Prediction markets are platforms where users buy and sell contracts based on future event outcomes. Each contract’s price reflects the crowd’s collective probability assessment for that outcome. If you believe an event is more likely than the current price suggests, you buy contracts; if you think it’s less likely, you sell. When the event resolves, correct predictions yield profits while incorrect ones result in losses. This market mechanism aggregates diverse information and opinions into probability estimates that often prove remarkably accurate.
Q: Why are lobby groups opposing prediction markets?

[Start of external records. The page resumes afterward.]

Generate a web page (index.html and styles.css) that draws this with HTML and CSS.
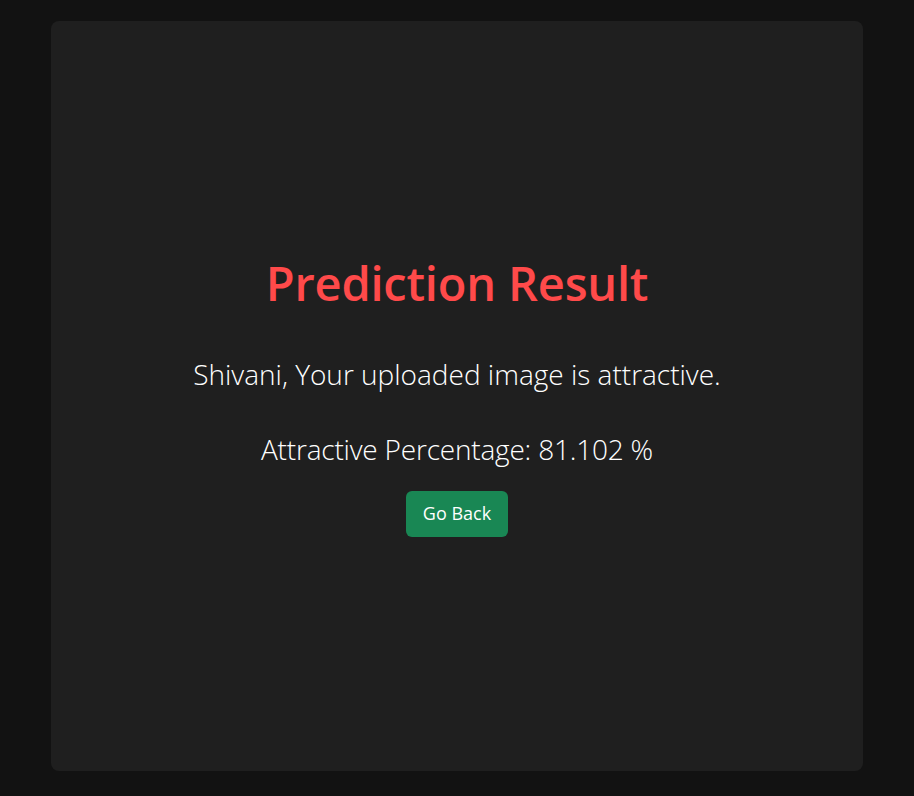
FILE: index.html
```html
<!DOCTYPE html>
<html lang="en">
<head>
<meta charset="utf-8">
<title>Prediction Result</title>
<link rel="stylesheet" href="styles.css">
</head>
<body>
<main class="card">
  <h1 class="title">Prediction Result</h1>
  <p class="line line-first">Shivani, Your uploaded image is attractive.</p>
  <p class="line line-second">Attractive Percentage: 81.102 %</p>
  <a class="btn" href="#">Go Back</a>
</main>
</body>
</html>
```

FILE: styles.css
```css
html, body {
  margin: 0;
  padding: 0;
  background: #121212;
  height: 100%;
}
body {
  font-family: "Open Sans", "Noto Sans", sans-serif;
  color: #ffffff;
  padding: 21px 51px 25px;
  box-sizing: border-box;
}
.card {
  background: #1f1f1f;
  border-radius: 8px;
  height: 750px;
  display: flex;
  flex-direction: column;
  align-items: center;
  justify-content: center;
  text-align: center;
}
.title {
  margin: 0 0 47px;
  font-size: 47px;
  font-weight: 600;
  color: #ff4a4a;
  line-height: 1.2;
  letter-spacing: -0.2px;
}
.line {
  margin: 0;
  font-size: 28px;
  font-weight: 300;
  line-height: 1.2;
}
.line-first {
  margin-bottom: 41px;
}
.line-second {
  margin-bottom: 25px;
  letter-spacing: -0.2px;
}
.btn {
  display: inline-block;
  background: #198754;
  color: #fff;
  text-decoration: none;
  font-size: 18px;
  line-height: 27px;
  padding: 9px 17px 10px;
  border-radius: 6px;
}
```
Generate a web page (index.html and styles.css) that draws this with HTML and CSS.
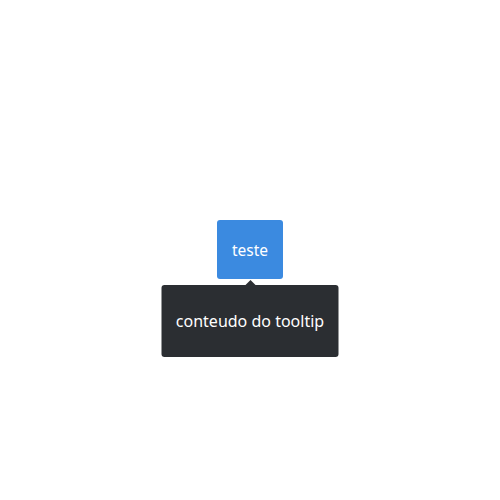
FILE: index.html
```html
<!DOCTYPE html>
<html>
<head>
<meta charset="utf-8">
<link rel="stylesheet" href="styles.css">
</head>
<body>
<div class="stage">
  <div class="anchor">
    <button class="btn">teste</button>
    <div class="tooltip">
      <span class="arrow"></span>
      conteudo do tooltip
    </div>
  </div>
</div>
</body>
</html>
```
FILE: styles.css
```css
html, body {
  margin: 0;
  padding: 0;
  background: #fff;
  font-family: "Noto Sans", "Open Sans", sans-serif;
}
.stage {
  width: 500px;
  height: 500px;
  display: flex;
  align-items: center;
  justify-content: center;
}
.anchor {
  position: relative;
  margin-top: -1px;
}
.btn {
  width: 66px;
  height: 59px;
  border: none;
  border-radius: 3px;
  background: #3b8ae0;
  color: #fff;
  font-family: inherit;
  font-size: 15.5px;
  padding: 0;
  display: flex;
  align-items: center;
  justify-content: center;
}
.tooltip {
  position: absolute;
  top: 65px;
  left: 50%;
  transform: translateX(-50%);
  width: 177px;
  height: 72px;
  box-sizing: border-box;
  background: #2b2e32;
  color: #fff;
  border-radius: 3px;
  font-size: 16px;
  display: flex;
  align-items: center;
  justify-content: center;
  white-space: nowrap;
}
.arrow {
  position: absolute;
  top: -5px;
  left: 50%;
  margin-left: -5px;
  width: 0;
  height: 0;
  border-left: 5px solid transparent;
  border-right: 5px solid transparent;
  border-bottom: 5px solid #2b2e32;
}
```
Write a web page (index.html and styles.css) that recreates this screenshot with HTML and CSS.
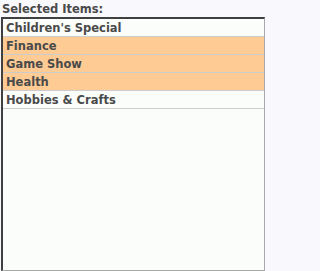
FILE: index.html
```html
<!DOCTYPE html>
<html>
<head>
<meta charset="utf-8">
<link rel="stylesheet" href="styles.css">
</head>
<body>
<div class="panel">
  <div class="label">Selected Items:</div>
  <div class="list">
    <div class="item">Children's Special</div>
    <div class="item sel">Finance</div>
    <div class="item sel">Game Show</div>
    <div class="item sel">Health</div>
    <div class="item">Hobbies &amp; Crafts</div>
  </div>
</div>
</body>
</html>
```
FILE: styles.css
```css
html, body {
  margin: 0;
  padding: 0;
  background: #f9f8fc;
}
.panel {
  width: 264px;
  padding: 1px 1px 0 1px;
  font-family: "DejaVu Sans", Verdana, sans-serif;
  font-weight: bold;
  font-size: 11.5px;
  color: #4a4a4a;
}
.label {
  height: 16px;
  line-height: 17px;
  padding-left: 1px;
}
.list {
  height: 251px;
  border-style: solid;
  border-width: 2px 1px 1px 2px;
  border-color: #404040 #a8a8a8 #a8a8a8 #404040;
  background: #fbfdfb;
}
.item {
  height: 17px;
  line-height: 18px;
  padding-left: 3px;
  border-bottom: 1px solid #cccccc;
}
.item.sel {
  background: #fecb94;
}
```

Multiple lobby groups oppose prediction markets for different reasons. Traditional gaming lobbies view them as competitors operating outside established regulatory frameworks. Political organizations worry about the potential corruption of democratic processes through election betting. Consumer protection advocates raise concerns about gambling addiction and market manipulation. Each group brings different motivations, but their combined opposition creates significant regulatory and legislative challenges for prediction market operators.
Q: How does the coalition differ from individual platform advocacy efforts?
The coalition pools resources, coordinates messaging, and presents a united industry voice to regulators and legislators. Individual platforms previously competed in advocacy efforts, sometimes undermining each other’s arguments. The coalition enables more effective lobbying through shared research funding, coordinated media engagement, and the development of industry-wide standards that demonstrate maturity and responsibility. This collective approach provides greater influence and credibility than fragmented individual efforts.
Q: Are prediction markets considered gambling under current law?
Legal status varies by jurisdiction and specific platform design. Some prediction markets operate under commodity futures regulations, others under gaming laws, and some in legal gray areas. Courts have sometimes distinguished skill-based forecasting from pure gambling, but no consistent national framework exists. The coalition advocates for clear regulatory guidance that recognizes prediction markets’ unique characteristics rather than forcing them into inappropriate legal categories designed for traditional gambling or securities markets.
Q: What outcomes might result from the coalition’s advocacy efforts?
Potential outcomes range from supportive regulatory frameworks that enable growth to restrictive legislation that forces platforms to significantly modify operations or exit certain markets. The most likely scenario involves compromise regulations addressing legitimate concerns while preserving core functionality. Success would establish prediction markets as a recognized financial sector with clear compliance requirements. Failure might drive operations offshore or underground, reducing user protections while maintaining market demand through less regulated channels.